> _What is being asked_
Set down each line of the material that follows, exactly, with no pictures.

§

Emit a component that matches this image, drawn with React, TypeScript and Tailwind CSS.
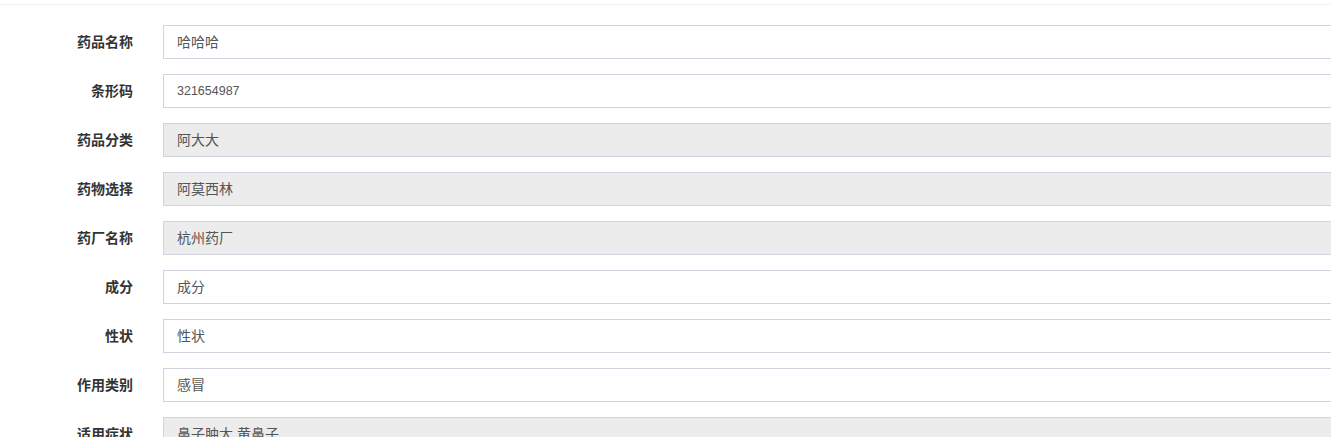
import React from "react"

const rows = [
  { label: "药品名称", value: "哈哈哈", disabled: false },
  { label: "条形码", value: "321654987", disabled: false, num: true },
  { label: "药品分类", value: "阿大大", disabled: true },
  { label: "药物选择", value: "阿莫西林", disabled: true },
  { label: "药厂名称", value: "杭州药厂", disabled: true },
  { label: "成分", value: "成分", disabled: false },
  { label: "性状", value: "性状", disabled: false },
  { label: "作用类别", value: "感冒", disabled: false },
  { label: "适用症状", value: "鼻子肿大,黄鼻子", disabled: true },
]

export default function App() {
  return (
    <div
      className="w-[1331px] h-[437px] overflow-hidden bg-white"
      style={{ fontFamily: '"Liberation Sans", "Noto Sans CJK SC", sans-serif' }}
    >
      <div className="mt-[4px] border-t border-[#f0f0f0] w-[1400px] pt-[20px]">
        {rows.map((row) => (
          <div key={row.label} className="flex items-center mb-[15px]">
            <label className="w-[133px] shrink-0 text-right text-[14px] font-bold text-[#333] pt-[1px]">
              {row.label}
            </label>
            <div
              className={
                "ml-[30px] flex-1 h-[34px] flex items-center px-[13px] pt-[1px] border border-[#d4d2de] text-[#555] " +
                (row.num ? "text-[12.5px] " : "text-[14px] ") +
                (row.disabled ? "bg-[#ececec]" : "bg-white")
              }
            >
              {row.value}
            </div>
          </div>
        ))}
      </div>
    </div>
  )
}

§

> _Task output_
Emit a component that matches this image, drawn with React, TypeScript and Tailwind CSS.
import React from "react"

const rows = [
  { label: "药品名称", value: "哈哈哈", disabled: false },
  { label: "条形码", value: "321654987", disabled: false, num: true },
  { label: "药品分类", value: "阿大大", disabled: true },
  { label: "药物选择", value: "阿莫西林", disabled: true },
  { label: "药厂名称", value: "杭州药厂", disabled: true },
  { label: "成分", value: "成分", disabled: false },
  { label: "性状", value: "性状", disabled: false },
  { label: "作用类别", value: "感冒", disabled: false },
  { label: "适用症状", value: "鼻子肿大,黄鼻子", disabled: true },
]

export default function App() {
  return (
    <div
      className="w-[1331px] h-[437px] overflow-hidden bg-white"
      style={{ fontFamily: '"Liberation Sans", "Noto Sans CJK SC", sans-serif' }}
    >
      <div className="mt-[4px] border-t border-[#f0f0f0] w-[1400px] pt-[20px]">
        {rows.map((row) => (
          <div key={row.label} className="flex items-center mb-[15px]">
            <label className="w-[133px] shrink-0 text-right text-[14px] font-bold text-[#333] pt-[1px]">
              {row.label}
            </label>
            <div
              className={
                "ml-[30px] flex-1 h-[34px] flex items-center px-[13px] pt-[1px] border border-[#d4d2de] text-[#555] " +
                (row.num ? "text-[12.5px] " : "text-[14px] ") +
                (row.disabled ? "bg-[#ececec]" : "bg-white")
              }
            >
              {row.value}
            </div>
          </div>
        ))}
      </div>
    </div>
  )
}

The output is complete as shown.